S.:  What do you make of the arguments I have seen floating around the web about how legalization of prostitution has not stopped human trafficking even in Scandinavia?

S.H.:   The problem is that they are using the assumption that the two are tightly linked. Human trafficking isn’t the same as prostitution. Though, legalizing prostitution has enabled countries to work with prostitutes in order to help find those who are trafficked within the industry. Trafficking within the industry is only a small part of human trafficking. The human slave trade is a very serious matter and blaming the adult industry has caused most people to ignore various truths about it. The sex industry is neither the cause nor the function of most of the slave trade.

S.:  What do you think the skeptic’s movement role should be in issues of sexuality given the political (but also scientific) nature of skeptical activism?

S.H.:  I think that the skeptic community should be examining the issue more thoroughly. I’ve been trying to get opportunities to teach the skeptic community more facts about the sex industry, but finding people who will listen can be difficult. There is so much opposition to my point of view and the subject is so sensitive, many people will ignore it. They have to get past what they think they know about the industry to even allow it.

S. :  What do you think would be needed to get over pre-existing biases within the skeptic’s community?

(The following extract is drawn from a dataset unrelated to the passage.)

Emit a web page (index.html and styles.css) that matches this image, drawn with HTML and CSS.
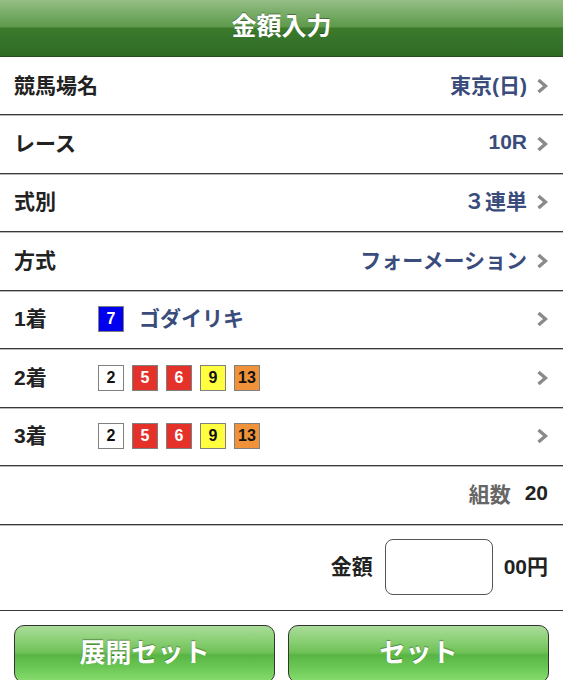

S.H.:  That is tough to predict. Social change is not an easy task and it usually requires a population to begin to understand the damage their beliefs do. When it comes to sex work or sex-related issues, not only do they have to see the damage being done, we have to dispel myths about the industry, some of which have existed for thousands of years (just look how the Judeo-Christian belief system approaches sex and the adult industry).

S.:  Do you think the Watson/Dawkin’s controversy a few years back has made the issue more front and center than it was in say 2008 when I first got involved?

S.H.:  I think the Watson/Dawkins controversy highlighted some individual biases and misunderstandings in how gender should be approached. I don’t think it focused very much on things like open sexuality or sex work. It would have been nice if it could have led us down a path where we could discuss things like consent, sex and culture and so on, but it became a petty battle, instead. I think everyone lost that battle.

S.:  Anything you would like to say in closing?

S.H.:  Most of the way society views the adult industry is distorted. It is so distorted that it causes harm and we can’t fix it until we work on fixing it. I would hope, if anything comes from the work I do, that it is some measure of progress in getting people to rethink how we view sexuality and the people who openly express themselves and use their sexuality in a healthy way. That includes the ability to see sex work as a normal, acceptable act that should be done safely and respectfully.

Historically, minorities have stepped forward, on occasion, and given the World a simple message, which the World eventually acknowledged. Many people in the adult industry have the same message: We are human, please treat us accordingly.